The cream-winged cinclodes breeds in the austral spring and summer. It is monogamous. Males sing and make a wing-flapping display from a perch. The species nests in a burrow at the end of a tunnel it excavates in an earth bank; it probably also nests in holes in a human structure's wall. It floors the nest chamber with grass and hair. The clutch size is two eggs. The incubation period, time to fledging, and details of parental care are not known. It is suspected to occasionally fledge two broods in a season.

===Vocalization===

The cream-winged cinclodes' song has been rendered as "cheet, cheet, cheet, prre EEEEOOOO, OOOOEEEEEE'cheet' cheet'cheet...", though in Chile it has been described as "a rising twittery trill, 'trrrreee'i'i'i'i'i' ". Its calls are thought to be similar to those of the buff-winged cinclodes, which are "a sharp 'pfip'...[a] series of high-pitched tinkling notes [and in flight] a sharp whistled 'tsip' ".

==Status==

The IUCN has assessed the cream-winged cinclodes as being of Least Concern.
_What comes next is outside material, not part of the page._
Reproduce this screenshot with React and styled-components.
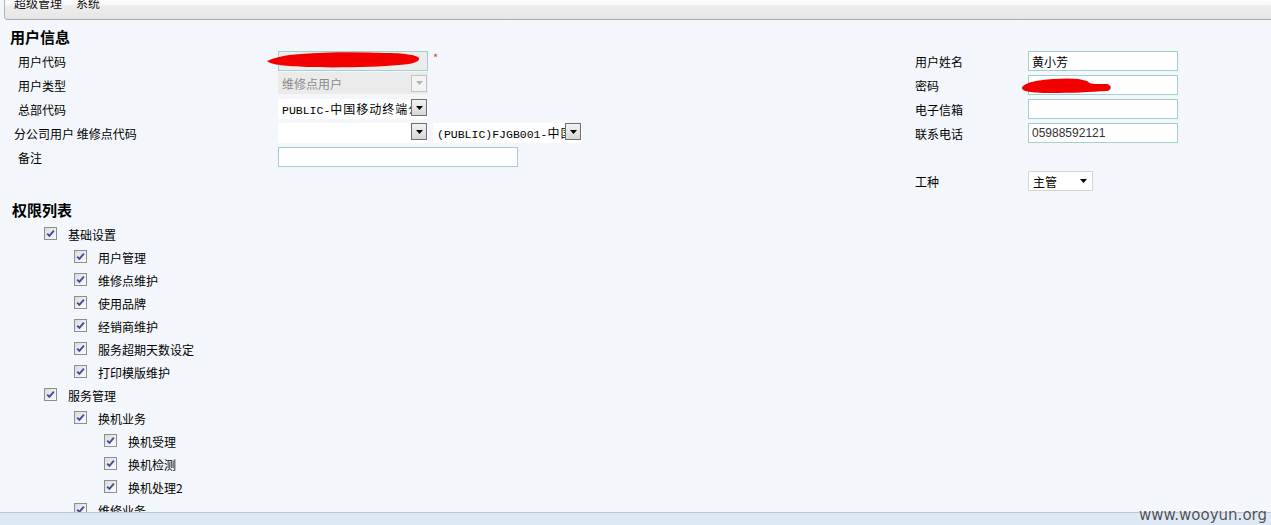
import React from "react";
import styled, { createGlobalStyle } from "styled-components";

const GlobalStyle = createGlobalStyle`
  html, body { margin: 0; padding: 0; height: 100%; }
  body {
    background: #f3f7fb;
    font-family: "Noto Sans CJK SC", "Noto Sans", sans-serif;
    font-size: 12px;
    color: #000;
    overflow: hidden;
  }
  #root { height: 100%; }
`;

const Page = styled.div`
  position: relative;
  height: 100vh;
  display: flex;
  flex-direction: column;
  overflow: hidden;
`;

const TopBar = styled.div`
  flex: 0 0 19px;
  margin-left: 4px;
  display: flex;
  align-items: flex-start;
  gap: 14px;
  padding-left: 9px;
  border-left: 1px solid #b4b4b4;
  border-bottom: 1px solid #a9a9a9;
  border-bottom-left-radius: 4px;
  background: linear-gradient(#fcfcfc 0, #f7f7f7 25%, #ececec 32%, #e7e7e7 100%);
  overflow: hidden;
`;

const Crumb = styled.span`
  margin-top: -6px;
  line-height: 18px;
  font-size: 12px;
  color: #111;
`;

const Main = styled.div`
  flex: 1 1 auto;
  overflow: hidden;
  padding-left: 10px;
`;

const SectionTitle = styled.div`
  margin-top: ${(p) => p.$top}px;
  padding-left: ${(p) => p.$indent || 0}px;
  height: 20px;
  line-height: 20px;
  font-size: 15px;
  font-weight: 700;
  color: #000;
`;

const FormGrid = styled.div`
  margin-top: 2px;
  display: grid;
  grid-template-columns: 268px 637px 113px 1fr;
  grid-auto-rows: 24px;
`;

const Label = styled.div`
  grid-row: ${(p) => p.$row};
  grid-column: ${(p) => p.$col};
  display: flex;
  align-items: center;
  padding-left: ${(p) => p.$pad || 0}px;
  white-space: nowrap;
  font-size: 12px;
`;

const Cell = styled.div`
  grid-row: ${(p) => p.$row};
  grid-column: ${(p) => p.$col};
  display: flex;
  align-items: center;
  gap: 5px;
  transform: translateY(${(p) => p.$shift || 0}px);
`;

const InputWrap = styled.div`
  position: relative;
  display: flex;
`;

const TextInput = styled.input`
  box-sizing: border-box;
  width: ${(p) => p.$width || 150}px;
  height: 20px;
  margin: 0;
  padding: 0 3px;
  border: 1px solid #a4cfcf;
  background: ${(p) => (p.$gray ? "#ececec" : "#ffffff")};
  font-family: ${(p) =>
    p.$latin ? '"Liberation Sans", Arial, sans-serif' : '"Noto Sans CJK SC", sans-serif'};
  font-size: 12px;
  color: ${(p) => (p.$latin ? "#333" : "#000")};
  outline: none;
`;

const Scribble = styled.svg`
  position: absolute;
  pointer-events: none;
`;

const Required = styled.span`
  color: #d23a3a;
  font-size: 11px;
  line-height: 11px;
  align-self: flex-start;
  margin-top: 3px;
`;

const SelectBox = styled.div`
  box-sizing: border-box;
  width: ${(p) => p.$width}px;
  height: ${(p) => (p.$disabled ? 22 : 20)}px;
  display: flex;
  align-items: ${(p) => (p.$disabled ? "center" : "flex-start")};
  padding-right: 1px;
  background: ${(p) => (p.$disabled ? "#ebebeb" : "#ffffff")};
  border: ${(p) => (p.$bordered ? "1px solid #d6d6d6" : "none")};
`;

const SelectText = styled.span`
  flex: 1 1 auto;
  overflow: hidden;
  white-space: nowrap;
  padding-left: 4px;
  line-height: 19px;
  font-family: ${(p) =>
    p.$mono ? '"Liberation Mono", "Noto Sans CJK SC", monospace' : '"Noto Sans CJK SC", sans-serif'};
  font-size: ${(p) => (p.$mono ? 11.5 : 12)}px;
  color: ${(p) => (p.$disabled ? "#8a8a8a" : "#000")};
`;

const Cjk = styled.span`
  font-family: "Noto Sans CJK SC", sans-serif;
  font-size: 12px;
  letter-spacing: 1px;
`;

const DropButton = styled.span`
  box-sizing: border-box;
  flex: 0 0 16px;
  height: 17px;
  display: flex;
  align-items: center;
  justify-content: center;
  border: 1px solid ${(p) => (p.$disabled ? "#c4c4c4" : "#6e6e6e")};
  background: ${(p) =>
    p.$disabled ? "#f3f3f3" : "linear-gradient(#f2f2f2, #d8d8d8)"};
`;

const PlainArrow = styled.span`
  flex: 0 0 16px;
  display: flex;
  align-items: center;
  justify-content: center;
  align-self: center;
`;

const Tree = styled.div`
  margin-top: 3px;
  display: flex;
  flex-direction: column;
`;

const TreeRow = styled.div`
  height: 23px;
  display: flex;
  align-items: center;
  padding-left: ${(p) => 34 + p.$level * 30}px;
  white-space: nowrap;
`;

const Check = styled.span`
  box-sizing: border-box;
  flex: 0 0 13px;
  width: 13px;
  height: 13px;
  margin-right: 11px;
  margin-bottom: 3px;
  border: 1px solid #8c8e90;
  background: linear-gradient(135deg, #d9dadc 0%, #eeeeee 55%, #fbfbfb 100%);
  display: flex;
  align-items: center;
  justify-content: center;
`;

const TreeLabel = styled.span`
  font-size: 12px;
  line-height: 16px;
  color: #000;
`;

const StatusBar = styled.div`
  flex: 0 0 12px;
  border-top: 1px solid #bfc6cd;
  background: #dde8f5;
`;

const Watermark = styled.div`
  position: absolute;
  right: 4px;
  bottom: 1px;
  font-family: "DejaVu Sans", Verdana, sans-serif;
  font-size: 15px;
  line-height: 17px;
  color: #4f5358;
  text-shadow: 0 0 2px #ffffff;
`;

const Arrow = ({ color = "#000" }) => (
  <svg width="7" height="4" viewBox="0 0 7 4">
    <path d="M0 0 H7 L3.5 4 Z" fill={color} />
  </svg>
);

const splitScripts = (text) =>
  text.split(/([\u4e00-\u9fff]+)/).map((part, i) =>
    /[\u4e00-\u9fff]/.test(part) ? <Cjk key={i}>{part}</Cjk> : part
  );

const Select = ({ width, value, disabled, mono, bordered, plain }) => (
  <SelectBox $width={width} $disabled={disabled} $bordered={bordered}>
    <SelectText $mono={mono} $disabled={disabled}>
      {mono ? splitScripts(value) : value}
    </SelectText>
    {plain ? (
      <PlainArrow>
        <Arrow />
      </PlainArrow>
    ) : (
      <DropButton $disabled={disabled}>
        <Arrow color={disabled ? "#b4b4b4" : "#000"} />
      </DropButton>
    )}
  </SelectBox>
);

const CheckMark = () => (
  <svg width="9" height="9" viewBox="0 0 9 9">
    <path
      d="M1.2 4.6 L3.4 6.9 L7.9 1.6"
      fill="none"
      stroke="#3a4f9e"
      strokeWidth="1.9"
      strokeLinejoin="miter"
    />
  </svg>
);

const tree = [
  { level: 0, label: "基础设置" },
  { level: 1, label: "用户管理" },
  { level: 1, label: "维修点维护" },
  { level: 1, label: "使用品牌" },
  { level: 1, label: "经销商维护" },
  { level: 1, label: "服务超期天数设定" },
  { level: 1, label: "打印模版维护" },
  { level: 0, label: "服务管理" },
  { level: 1, label: "换机业务" },
  { level: 2, label: "换机受理" },
  { level: 2, label: "换机检测" },
  { level: 2, label: "换机处理2" },
  { level: 1, label: "维修业务" },
  { level: 2, label: "维修受理" },
  { level: 2, label: "维修检测" },
];

export default function App() {
  return (
    <>
      <GlobalStyle />
      <Page>
        <TopBar>
          <Crumb>超级管理</Crumb>
          <Crumb>系统</Crumb>
        </TopBar>
        <Main>
          <SectionTitle $top={7}>用户信息</SectionTitle>
          <FormGrid>
            <Label $row={1} $col={1} $pad={8}>用户代码</Label>
            <Cell $row={1} $col={2}>
              <InputWrap>
                <TextInput $gray readOnly defaultValue="" />
                <Scribble
                  width="153"
                  height="17"
                  viewBox="0 0 153 17"
                  style={{ left: -11, top: 1 }}
                >
                  <path
                    d="M0 9 C6 6 18 3 34 2 C60 0 90 0 118 1 C136 1 150 3 152 6 C153 9 148 12 132 13 C110 15 70 16 40 15 C20 14 4 13 0 9 Z"
                    fill="#f20000"
                  />
                </Scribble>
              </InputWrap>
              <Required>*</Required>
            </Cell>

            <Label $row={2} $col={1} $pad={8}>用户类型</Label>
            <Cell $row={2} $col={2} $shift={-2}>
              <Select width={150} value="维修点用户" disabled />
            </Cell>

            <Label $row={3} $col={1} $pad={8}>总部代码</Label>
            <Cell $row={3} $col={2}>
              <Select width={150} value="PUBLIC-中国移动终端公司" mono />
            </Cell>

            <Label $row={4} $col={1} $pad={4}>分公司用户 维修点代码</Label>
            <Cell $row={4} $col={2}>
              <Select width={150} value="" mono />
              <Select width={149} value="(PUBLIC)FJGB001-中国移动" mono />
            </Cell>

            <Label $row={5} $col={1} $pad={8}>备注</Label>
            <Cell $row={5} $col={2}>
              <TextInput $width={240} readOnly defaultValue="" />
            </Cell>

            <Label $row={1} $col={3}>用户姓名</Label>
            <Cell $row={1} $col={4}>
              <TextInput readOnly defaultValue="黄小芳" />
            </Cell>

            <Label $row={2} $col={3}>密码</Label>
            <Cell $row={2} $col={4}>
              <InputWrap>
                <TextInput readOnly defaultValue="" />
                <Scribble
                  width="92"
                  height="16"
                  viewBox="0 0 92 16"
                  style={{ left: -7, top: 3 }}
                >
                  <path
                    d="M1 10 C2 5 16 2 32 1 C46 0 58 0 66 3 C68 5 70 6 74 6 L86 6 C91 7 91 12 86 13 C70 14 50 15 30 15 C14 15 1 14 1 10 Z"
                    fill="#f20000"
                  />
                </Scribble>
              </InputWrap>
            </Cell>

            <Label $row={3} $col={3}>电子信箱</Label>
            <Cell $row={3} $col={4}>
              <TextInput readOnly defaultValue="" />
            </Cell>

            <Label $row={4} $col={3}>联系电话</Label>
            <Cell $row={4} $col={4}>
              <TextInput $latin readOnly defaultValue="05988592121" />
            </Cell>

            <Label $row={6} $col={3}>工种</Label>
            <Cell $row={6} $col={4}>
              <Select width={65} value="主管" bordered plain />
            </Cell>
          </FormGrid>

          <SectionTitle $top={7} $indent={2}>权限列表</SectionTitle>
          <Tree>
            {tree.map((item, i) => (
              <TreeRow key={i} $level={item.level}>
                <Check>
                  <CheckMark />
                </Check>
                <TreeLabel>{item.label}</TreeLabel>
              </TreeRow>
            ))}
          </Tree>
        </Main>
        <StatusBar />
        <Watermark>www.wooyun.org</Watermark>
      </Page>
    </>
  );
}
It has a large range. Its population size is not known but is believed to be stable. No immediate threats have been identified. It is considered widespread and common in most of its range, and in some areas is the most common cinclodes. In much of its range "its habitats are subject to, at most, only minimal anthropogenic disturbance; probably benefits from effects of grazing".